I think we are on the same page here. I would recommend not creating AGI at all in that situation, but I agree that creating a completely unaligned one is better than creating an s-risky one. https://arbital.com/p/hyperexistential_separation/
I can imagine a plausible scenario in which WW3 is a great thing, because both sides brick each other’s datacenters and bomb each other’s semiconductor fabs. Also, all the tech talent will be spent trying to hack the other side and will not be spent training bigger and bigger language models.
I imagine that WW3 would be an incredibly strong pressure, akin to WW2, which causes governments to finally sit up and take notice of AI.

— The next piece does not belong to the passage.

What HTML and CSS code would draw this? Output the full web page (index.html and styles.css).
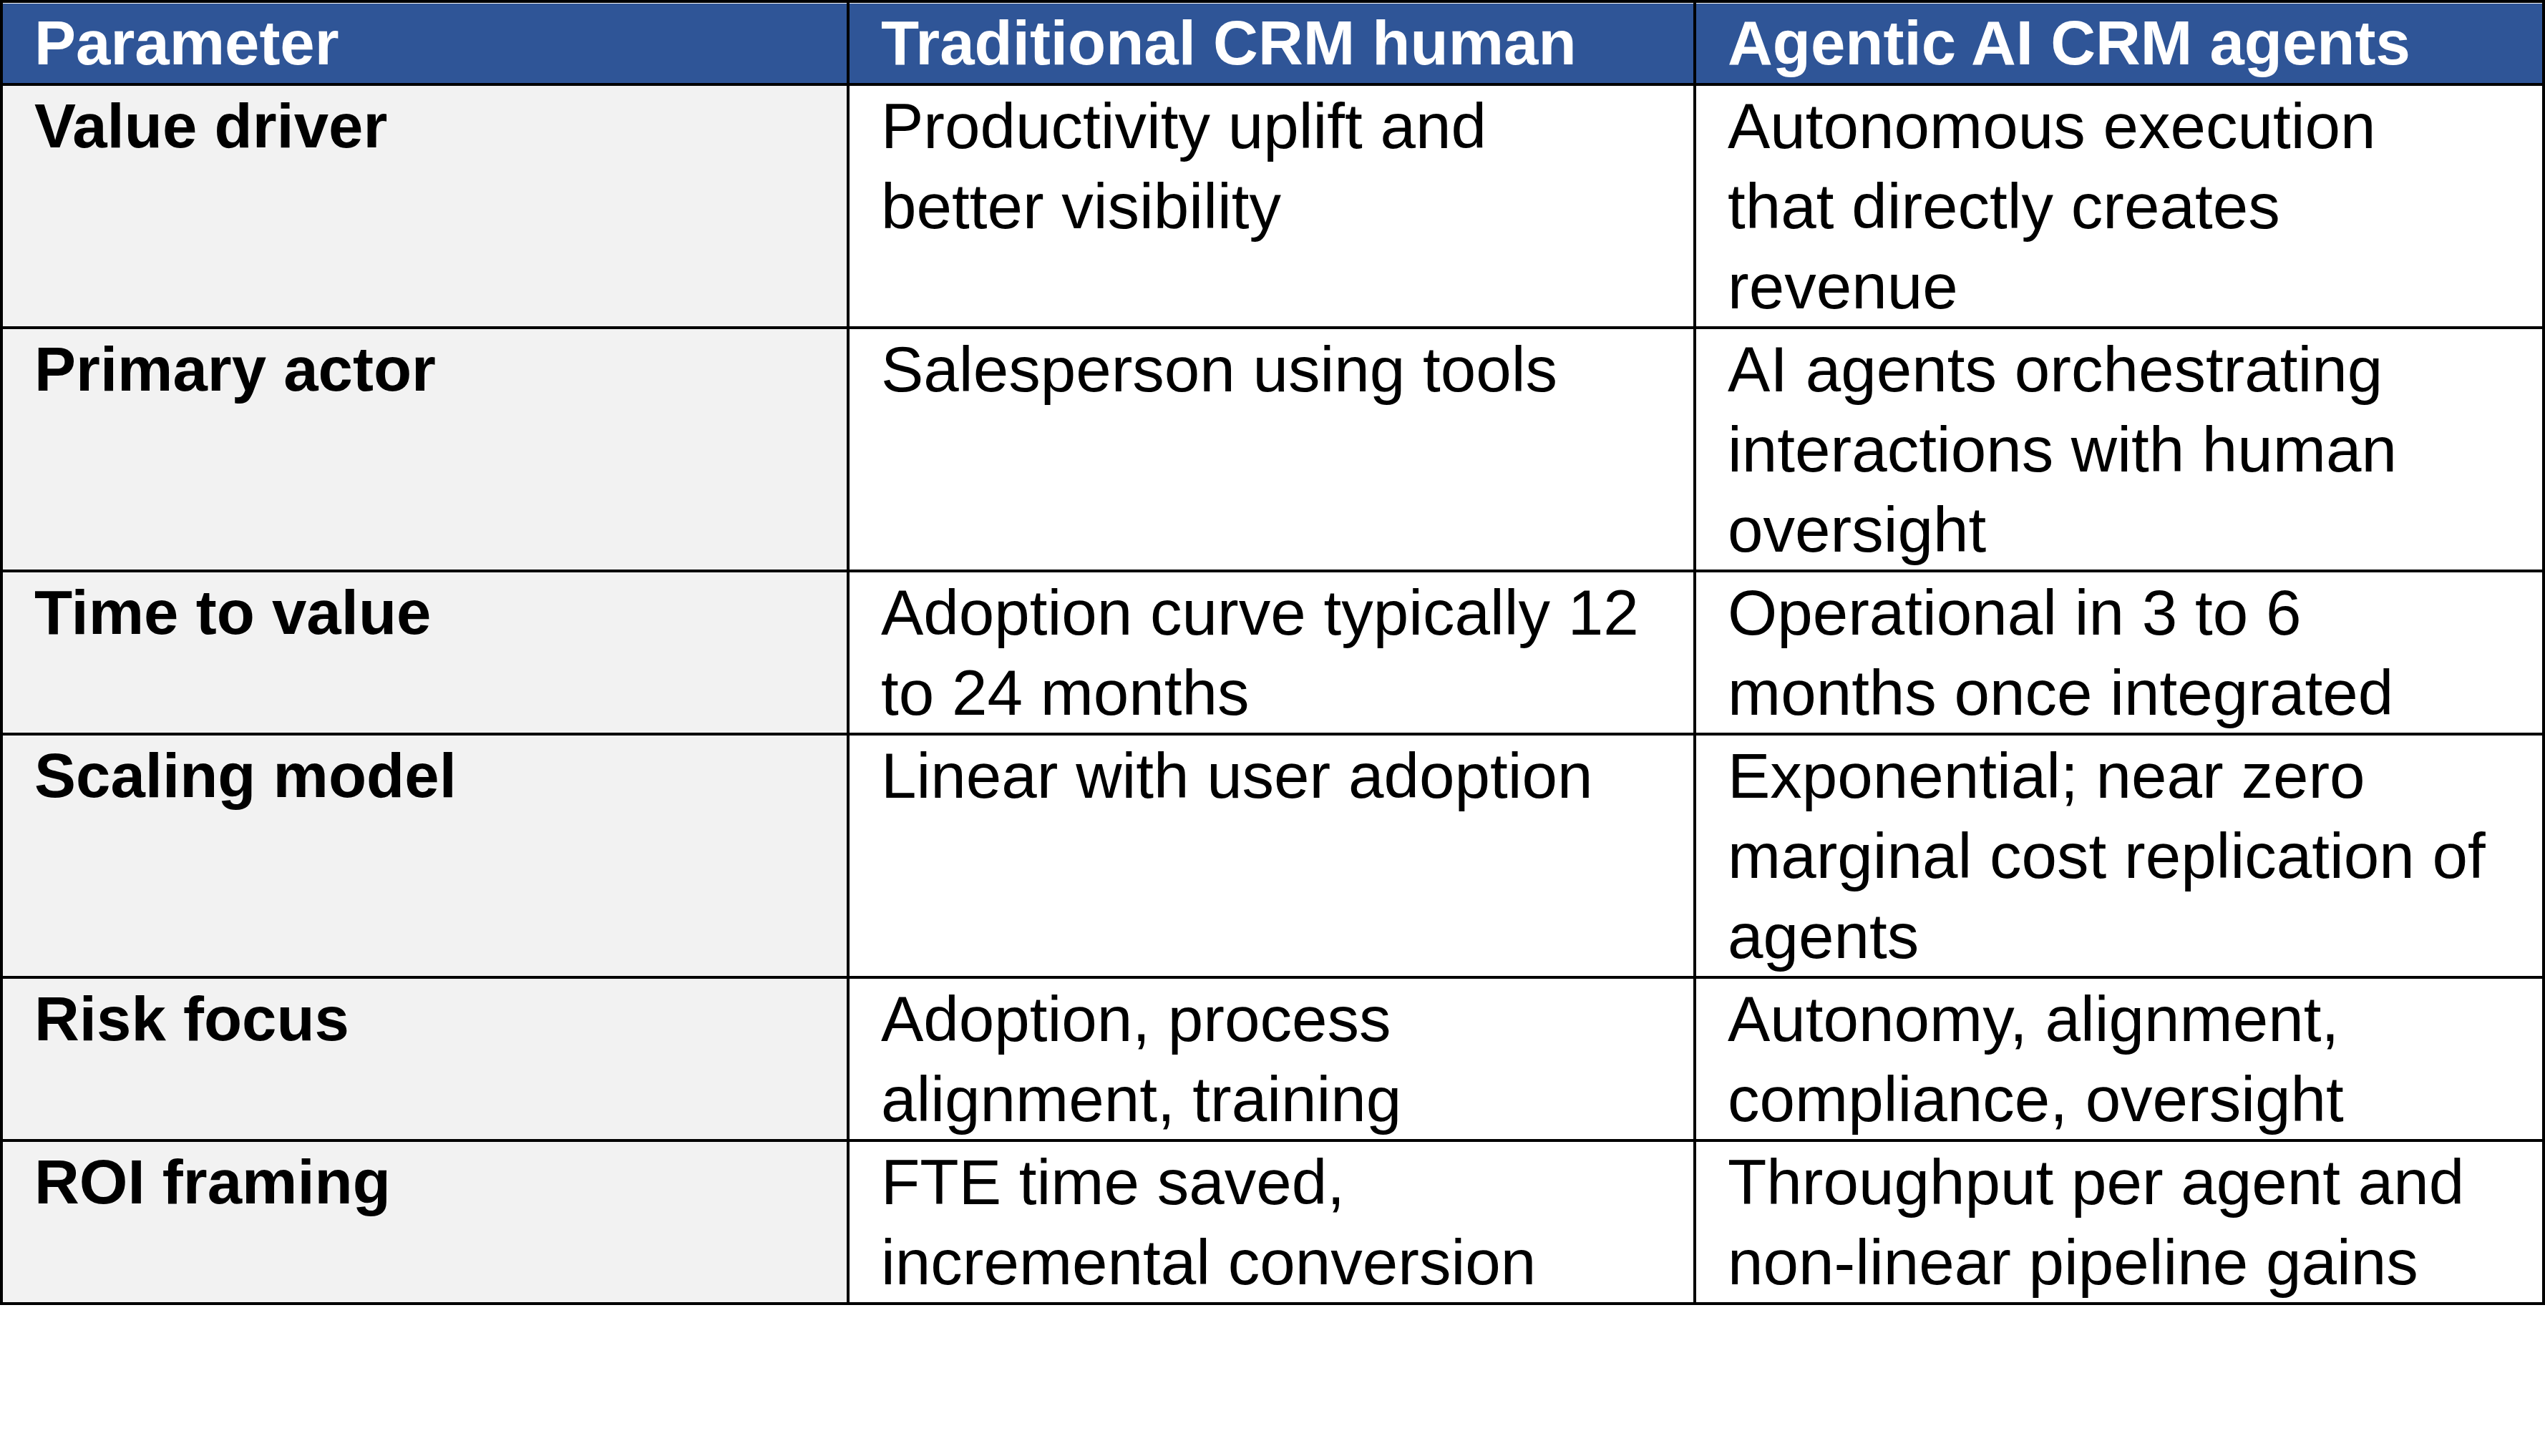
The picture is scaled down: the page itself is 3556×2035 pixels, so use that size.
FILE: index.html
```html
<!DOCTYPE html>
<html lang="en">
<head>
<meta charset="utf-8">
<title>Traditional CRM vs Agentic AI CRM</title>
<link rel="stylesheet" href="styles.css">
</head>
<body>
<table class="compare">
  <colgroup>
    <col class="c1"><col class="c2"><col class="c3">
  </colgroup>
  <thead>
    <tr>
      <th>Parameter</th>
      <th>Traditional CRM human</th>
      <th>Agentic AI CRM agents</th>
    </tr>
  </thead>
  <tbody>
    <tr>
      <th class="param">Value driver</th>
      <td>Productivity uplift and<br>better visibility</td>
      <td>Autonomous execution<br>that directly creates<br>revenue</td>
    </tr>
    <tr>
      <th class="param">Primary actor</th>
      <td>Salesperson using tools</td>
      <td>AI agents orchestrating<br>interactions with human<br>oversight</td>
    </tr>
    <tr>
      <th class="param">Time to value</th>
      <td>Adoption curve typically 12<br>to 24 months</td>
      <td>Operational in 3 to 6<br>months once integrated</td>
    </tr>
    <tr>
      <th class="param">Scaling model</th>
      <td>Linear with user adoption</td>
      <td>Exponential; near zero<br>marginal cost replication of<br>agents</td>
    </tr>
    <tr>
      <th class="param">Risk focus</th>
      <td>Adoption, process<br>alignment, training</td>
      <td>Autonomy, alignment,<br>compliance, oversight</td>
    </tr>
    <tr>
      <th class="param">ROI framing</th>
      <td>FTE time saved,<br>incremental conversion</td>
      <td>Throughput per agent and<br>non-linear pipeline gains</td>
    </tr>
  </tbody>
</table>
</body>
</html>
```

FILE: styles.css
```css
html, body {
  margin: 0;
  padding: 0;
  background: #ffffff;
}

body {
  font-family: "Liberation Sans", Arial, sans-serif;
  color: #000000;
}

.compare {
  width: 3556px;
  table-layout: fixed;
  border-collapse: separate;
  border-spacing: 0;
  border-top: 4px solid #000000;
  border-left: 4px solid #000000;
}

.c1 { width: 1183px; }
.c2 { width: 1183px; }
.c3 { width: 1186px; }

.compare th,
.compare td {
  border-right: 4px solid #000000;
  border-bottom: 4px solid #000000;
  padding: 0 8px 0 44px;
  text-align: left;
  vertical-align: top;
  line-height: 112px;
  white-space: nowrap;
}

.compare thead th {
  background: #2f5597;
  color: #ffffff;
  font-weight: 700;
  font-size: 87px;
  box-shadow: inset 0 1px 0 #ffffff;
}

.compare tbody th.param {
  background: #f2f2f2;
  font-weight: 700;
  font-size: 87px;
}

.compare tbody td {
  background: #ffffff;
  font-weight: 400;
  font-size: 89px;
}
```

And then spend several trillion dollars running Manhattan Project Two: Manhattan Harder, racing each other to be the first to get AI.
And then we die even faster, and instead of being converted into paperclips, we’re converted into tiny American/Chinese flags
Missed opportunity to call it Manhattan Project Two: The Bronx.
That only gives you a brief delay on a timeline which could, depending on the horizons you adopt, be billions of years long. If you really wanted to reduce s-risk in an absolute sense, you’d have to try to sterilize the planet, not set back semiconductor manufacturing by a decade. This, I think, is a project which should give one pause.
The downvotes on my comment reflect a threat we all need to be extremely mindful of: people who are so terrified of death that they’d rather flip the coin on condemning us all to hell, than die. They’ll only grow ever more desperate & willing to resort to more hideously reckless hail marys as we draw closer.
Upvoting you because I think this is an important point to be made, even if I’m unsure how much I agree with it. We need people pushing back against potentially deeply unethical schemes, even if said schemes also have the potential to be extremely valuable (not that I’ve seen very many of those at all; most proposed supervillain schemes would pretty obviously be a Bad Idea™). Having the dialogue is valuable, and it’s disappointing to see unpopular thoughts downvoted here.